Photo by Anna Bradley-Smith

Department of Buildings records indicate that the historic, albeit heavily altered, mansion at the corner of Bushwick Avenue and Linden Street, standing since the late 1800s, is likely to undergo conversion into a six-story, 20-unit apartment building.

A new owner has applied to convert the two-story wood-frame structure at 1027 Bushwick Ave. from a two-family house into an apartment building with 20 units, adding 15,586 square feet to the building size.

While there are no renderings of how the development will look in the permit filings, the application says the building will be 74 feet high, take up 4,325 square feet of the 4,700 square foot lot (the existing building takes up 1,770), and there will be 12 enclosed parking spaces. The alteration permit is yet to be issued by DOB, and given the substantial changes proposed there’s a chance a new-building permit could be required.

A closer look at the site.Photo by Anna Bradley-Smith

In April, the building was sold to 1027 BK LLC, with signatory Yanzhen Zhuo, by the estate of longtime owner Julio C. Roldan for $2.67 million, city records show.

Plans were filed for the frame dwelling in November of 1886. Designed by the New York firm Constable Brothers and
constructed for owners Joseph E. and Annie Rhodes, the standalone house was to cost an estimated $5,000. While the family moved in 1887, evidently they weren’t happy with the home. Mr. Rhodes and the builder, Erasmus D. Garnsey, ended up in court over whether the house was constructed according to the architect’s plans and money owed.

The circa 1940 tax photo shows the wood-frame house with all its original details and looking dramatically different than it does today, with Tudor-style half timbering, shingles, and a bracketed wooden porch. In 1947 a brick addition was constructed along Linden Street, with a certificate of occupancy showing it was used as a doctor’s office and a two-car garage. The curb cut on Linden Street dates from that year as well. The 1980s tax photo shows the house to be in pretty similar condition to how it looks today.

The Linden Street extension was added in the 1940s.Photo by Anna Bradley-Smith

A spate of mansions and historic buildings have been torn down along the arterial Bushwick stretch to make way for new apartment buildings. City Planning rejected a community-led rezoning plan that would have included protections for historic buildings along Bushwick Avenue and other historic districts. Since the rezoning was quashed, development has boomed, with absentee landlords adding stories to existing row houses and developers replacing houses on large lots with mid- to large-size apartment buildings.

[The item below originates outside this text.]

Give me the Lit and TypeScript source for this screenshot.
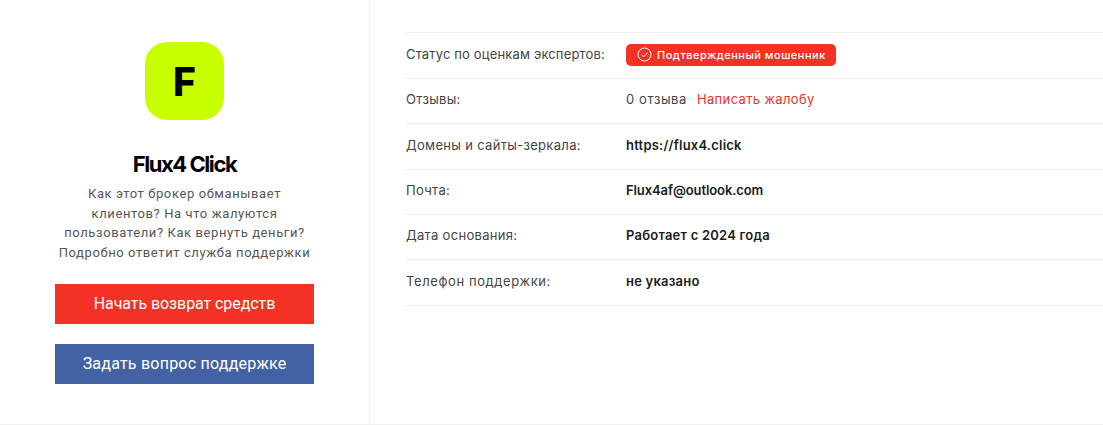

Many of the historic mansions that are typically on large sites are attractive to investors who see the opportunity to build bigger structures and capitalize on the unused open space.

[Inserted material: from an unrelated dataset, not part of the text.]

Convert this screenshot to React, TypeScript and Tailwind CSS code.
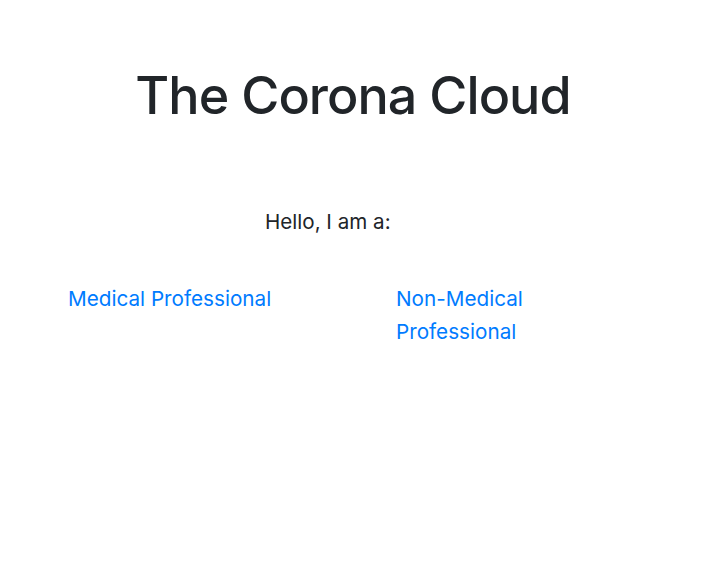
const App = () => {
  return (
    <div className="min-h-[573px] bg-white text-[#212529] font-['Inter','Liberation_Sans',sans-serif]">
      <h1 className="pt-[65px] pr-[14px] text-center text-[52px] font-medium leading-[1.2] tracking-[-0.95px]">
        The Corona Cloud
      </h1>
      <p className="mt-[79px] pl-[265px] text-[20.6px] leading-[1.6]">Hello, I am a:</p>
      <div className="mt-[43px] flex text-[20.7px] leading-[33px] text-[#007bff]">
        <a href="#" className="ml-[68px] w-[328px]">Medical Professional</a>
        <a href="#" className="w-[180px]">Non-Medical Professional</a>
      </div>
    </div>
  )
}

export default App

Dina Alfano, from the Bushwick Historic Preservation Association, said 1027 Bushwick Ave. has a “glowing light over it in neon letters for developers,” given its lot size, and the group isn’t “the least bit surprised” to hear it could be replaced with a new six-story development.

“I mean to speak frankly, what I expect to see there is what we continue to see along Bushwick Avenue, overpriced, poorly built condos that are not affordable for longtime residents or for some newcomers as well,” she said. “In lieu of a beautiful landmarkable historic property there, what we would like to see is genuinely affordable housing, which we know is very not likely to be the case.”

Alfano said that while the group never expected the highly altered house to be landmarked by LPC, she called on the agency to be more flexible in how it evaluates houses in Bushwick, which “has a very, very different history from Park Slope and Brooklyn Heights. It’s a history of deprivation, of a lot of physical damage.”

“Our surviving resources here need to be considered within that context, and this is something which LPC continues to steadfastly refuse to do,” she said.

1001 Bushwick Ave. pictured in 2020.Photo by Craig Hubert
1001 Bushwick Ave. in 2023.Photo by Anna Bradley-Smith

In recent years, the area around 1027 Bushwick Ave. has seen a number of new apartment buildings rise on corner lots, including at 1001 and 856 Bushwick Avenue, and the 20-story building currently rising at Broadway and Linden Street.

There was some good news for Bushwick preservationists in 2023, when the neighborhood gained its first historic district. A stretch of Linden Street, just across the road from the planned construction, was landmarked in May last year, with the BHPA saying at the time “we’re just so delighted that Bushwick is finally getting its day in the sun.”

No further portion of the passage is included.